As “Paranoid” or “Master of Reality”, “Vol.4” is another extremely guitar-driven album, the riffs playin a very important role indeed. It's not easy to produce midpaced/slow music, you got to really have good riffs, solos and songwriting to entertain the listener, and Black Sabbath absolutely nail that. The drumming is very proeminent, much more proeminent on this album than on its predecessor, and that's a good thing at the end of the day, because Bill Ward sounds awesome here, with his aggressive beats and fills (example: “Every Day Comes and Goes”). Geezer's bass is unfortunately a bit low in the mix and Ozzy's performance is pretty competent, all in all.

“Vol. 4” also has a notorious melodic edge, mainly with the presence of the ballad “Changes”. It's a very different and distinctive ballad, if you compare it to the first two ones Sabbath ever composed: “Solitude”, on “Master of Reality”, and “Planet Caravan”, on “Paranoid”. While the first one is very focused on the gentle vocals and on the mellow guitar work and the second on its dreamy vibe, “Changes” differs, with the piano assuming the main role. Unfortunately, and despite carrying a otherwise strong chorus, the track is very repetitive (when I say repetitive, I really mean repetitive... think “St. Anger”), with the vocal and piano lines being far too similar to work. The sublime “Snowblind” is another example of the melodic elements “Vol. 4” contains, the song slowly building up in the middle section, leading us to a fantastic and heartfelt solo, one of the best Tony Iommi ever played. One of the highlights of the album, no doubts about it.

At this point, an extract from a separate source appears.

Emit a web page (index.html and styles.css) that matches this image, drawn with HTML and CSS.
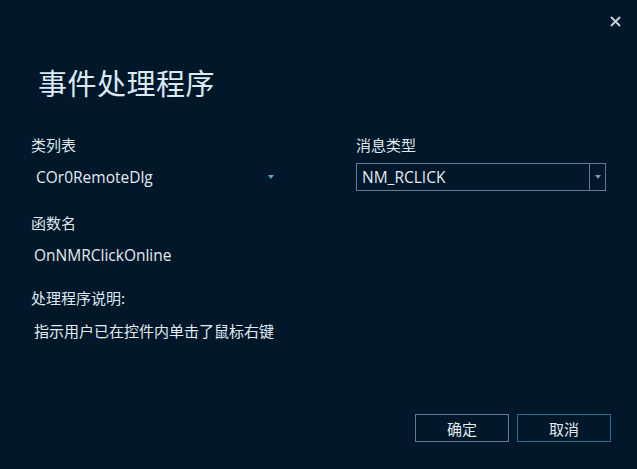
FILE: index.html
```html
<!DOCTYPE html>
<html lang="zh-CN">
<head>
<meta charset="utf-8">
<link rel="stylesheet" href="styles.css">
</head>
<body>
<div class="dialog">
  <div class="topbar">
    <span class="close">
      <svg width="11" height="11" viewBox="0 0 11 11"><path d="M1 1 L10 10 M10 1 L1 10" stroke="#c9d2da" stroke-width="1.9" fill="none"/></svg>
    </span>
  </div>
  <h1 class="title">事件处理程序</h1>
  <div class="grid">
    <div class="col left">
      <div class="label">类列表</div>
      <div class="plain-select">
        <span class="value">COr0RemoteDlg</span>
        <span class="arrow teal"></span>
      </div>
    </div>
    <div class="col right">
      <div class="label">消息类型</div>
      <div class="box-select">
        <span class="value">NM_RCLICK</span>
        <span class="btn"><span class="arrow grey"></span></span>
      </div>
    </div>
  </div>
  <div class="field">
    <div class="label">函数名</div>
    <div class="value text">OnNMRClickOnline</div>
  </div>
  <div class="field">
    <div class="label">处理程序说明:</div>
    <div class="value text cjk">指示用户已在控件内单击了鼠标右键</div>
  </div>
  <div class="footer">
    <button class="button ok">确定</button>
    <button class="button cancel">取消</button>
  </div>
</div>
</body>
</html>
```
FILE: styles.css
```css
html, body {
  margin: 0;
  padding: 0;
  background: #02172a;
  width: 637px;
  height: 469px;
  overflow: hidden;
}
body {
  font-family: "Noto Sans CJK SC", "Open Sans", sans-serif;
  color: #dfe7ed;
}
.dialog {
  display: flex;
  flex-direction: column;
  height: 469px;
  box-sizing: border-box;
  padding: 0 26px 0 31px;
}
.topbar {
  display: flex;
  justify-content: flex-end;
  padding-top: 16px;
  margin-right: -10px;
  height: 11px;
}
.close {
  display: flex;
  width: 11px;
  height: 11px;
}
.title {
  margin: 35px 0 0 7px;
  font-size: 29px;
  font-weight: 400;
  line-height: 40px;
  color: #dbe9f1;
  letter-spacing: 0.5px;
}
.grid {
  display: grid;
  grid-template-columns: 325px 250px;
  margin-top: 33px;
}
.label {
  font-size: 15px;
  line-height: 20px;
  color: #dfe7ed;
}
.plain-select {
  display: flex;
  align-items: center;
  justify-content: space-between;
  width: 238px;
  height: 28px;
  margin-top: 8px;
  padding-left: 5px;
}
.value {
  font-family: "Open Sans", "Noto Sans CJK SC", sans-serif;
  font-size: 15.5px;
  color: #e3ebf0;
}
.arrow {
  width: 0;
  height: 0;
  border-left: 3.5px solid transparent;
  border-right: 3.5px solid transparent;
  border-top: 4px solid #5ea6c6;
}
.arrow.grey {
  border-top-color: #8497a8;
}
.box-select {
  display: flex;
  align-items: stretch;
  height: 28px;
  margin-top: 8px;
  border: 1px solid #5d7b91;
  box-sizing: border-box;
  width: 250px;
}
.box-select .value {
  flex: 1;
  display: flex;
  align-items: center;
  padding-left: 5px;
}
.box-select .btn {
  width: 15px;
  border-left: 1px solid #5d7b91;
  display: flex;
  align-items: center;
  justify-content: center;
}
.field {
  margin-top: 22px;
}
.field + .field {
  margin-top: 23px;
}
.text {
  margin-top: 12px;
  padding-left: 3px;
  line-height: 20px;
}
.text.cjk {
  font-family: "Noto Sans CJK SC", sans-serif;
  font-size: 15px;
  margin-top: 13px;
}
.footer {
  margin-top: auto;
  margin-bottom: 27px;
  display: flex;
  justify-content: flex-end;
  gap: 8px;
}
.button {
  width: 94px;
  height: 28px;
  background: transparent;
  color: #e3ebf0;
  font-family: "Noto Sans CJK SC", sans-serif;
  font-size: 15px;
  padding: 0;
  box-sizing: border-box;
}
.button.ok {
  border: 1px solid #5a7d95;
}
.button.cancel {
  border: 1px solid #236f92;
}
```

On other hand, the melody is also present on some of the other heavier tracks of the album: the last segment of “Under the Sun/Every Day Comes and Goes” is an example, and so is the beginning and ending of the opener “Wheels of Confusion/The Straightener”. The two songs are also two of the most complex tracks of the album, and you can easily recognize that, since both are divided in separate movements. “Wheels of Confusion/The Straightener” is the longest track of the album, and it sounds like the mixture of three separate and distinct tracks. All the movements are very different, but the transitions are excellent, mind you. It begins with a very bluesy and emotional solo, then going through varied heavy sections, and ending with a marvelous outro, filled with excellent guitar solos, all of them extremely melodic. “Under the Sun/Every Day Comes and Goes” is also pretty exquisite and uncommon on a songwriting level, the song being pretty heavy all the way through, but containing at least three different segments, each one highlighted with a different riff. The best part of it is, again, the last part, with that beautiful riff, God, Tony Iommi is amazing at creating riffs.

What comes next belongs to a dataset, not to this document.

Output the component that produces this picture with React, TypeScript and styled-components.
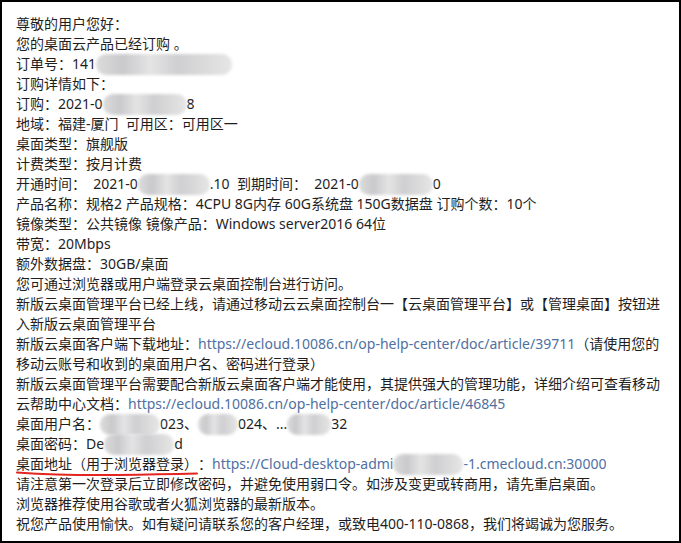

“Supernaut” is another example of why Tony Iommi is so good, its main riff being one of my favourites ever (my all-time favourite is the first one on “A National Acrobat”, which is THE perfect riff, but this one is damn close). Its middle section is pretty good too, with those strange guitar, piano (?) lines and drum lines. “Tomorrow's Dream” is a catchy tune, with some more amazing riffs, even though it is actually weaker than the ones I've already mentioned. “Cornucopia” is a bit on the forgettable side though, and so is “Laguna Sunrise”, the obligatory acoustic number that, unfortunately, doesn't go anywhere, even though it contains some really beautiful lines. At least it's shorter than the boring “Fluff”, of the “Sabbath Bloody Sabbath” album, so that's something. Finally, “FX” is the weakest tune, by far, being another POINTLESS interlude filled with strange sounds. Absolutely worthless indeed.

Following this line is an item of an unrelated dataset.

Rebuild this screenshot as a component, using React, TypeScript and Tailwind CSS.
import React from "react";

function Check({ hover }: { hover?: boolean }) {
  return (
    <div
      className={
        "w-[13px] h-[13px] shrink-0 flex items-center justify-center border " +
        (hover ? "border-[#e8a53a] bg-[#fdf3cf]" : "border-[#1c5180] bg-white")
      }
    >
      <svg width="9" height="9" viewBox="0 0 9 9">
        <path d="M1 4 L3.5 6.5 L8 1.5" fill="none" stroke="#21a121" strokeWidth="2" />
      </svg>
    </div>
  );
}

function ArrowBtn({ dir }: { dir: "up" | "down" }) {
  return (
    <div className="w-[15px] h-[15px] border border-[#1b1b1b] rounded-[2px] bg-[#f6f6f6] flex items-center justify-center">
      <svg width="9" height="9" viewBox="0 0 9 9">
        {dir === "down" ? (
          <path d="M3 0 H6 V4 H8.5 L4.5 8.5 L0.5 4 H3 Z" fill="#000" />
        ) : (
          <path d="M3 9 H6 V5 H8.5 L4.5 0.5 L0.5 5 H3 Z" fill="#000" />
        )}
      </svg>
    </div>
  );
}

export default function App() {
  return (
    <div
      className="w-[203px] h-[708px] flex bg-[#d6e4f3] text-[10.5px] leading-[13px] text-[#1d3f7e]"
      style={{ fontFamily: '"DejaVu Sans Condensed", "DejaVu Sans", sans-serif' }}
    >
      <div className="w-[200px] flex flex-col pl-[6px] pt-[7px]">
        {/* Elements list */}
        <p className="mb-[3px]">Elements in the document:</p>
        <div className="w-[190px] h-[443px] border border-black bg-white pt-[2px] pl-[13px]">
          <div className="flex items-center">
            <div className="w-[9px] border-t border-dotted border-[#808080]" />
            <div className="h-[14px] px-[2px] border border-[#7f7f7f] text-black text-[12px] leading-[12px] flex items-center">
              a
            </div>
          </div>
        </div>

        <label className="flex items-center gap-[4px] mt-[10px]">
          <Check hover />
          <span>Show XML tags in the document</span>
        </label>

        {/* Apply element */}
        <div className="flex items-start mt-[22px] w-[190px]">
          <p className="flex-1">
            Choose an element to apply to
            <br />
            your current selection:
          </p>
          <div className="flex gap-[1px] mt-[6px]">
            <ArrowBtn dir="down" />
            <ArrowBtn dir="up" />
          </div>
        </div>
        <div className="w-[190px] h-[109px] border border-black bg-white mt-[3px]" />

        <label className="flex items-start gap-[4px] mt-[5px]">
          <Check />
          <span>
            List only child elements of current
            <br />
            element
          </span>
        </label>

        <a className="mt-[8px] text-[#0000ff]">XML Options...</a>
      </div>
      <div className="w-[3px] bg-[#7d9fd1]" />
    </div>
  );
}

So, another Sabbath classic, even though it's a tad weaker than its three predecessors. Despite its doomy vibe, mainly represented by the heaviness and slowness of the songs, this album also shows the Sabs exploring and using constantly more and more progressive elements which would lead the band, later, to release, like I've already said, the extremely complex and ambitious “Sabotage”. There are some killer songs here, but, unfortunately, tracks like “Changes” of the infamous “FX” harm the whole listening experience. Worth listening at the end of the day, though, especially if you like the three predecessors of “Vol.4” and also, why not, its two sucessors.

Best Moments of the CD: -the beginning of “Wheels of Confusion”. -the melodic last segment on “Every Day Comes and Goes”. -the first time the main riff of “Supernaut” is played.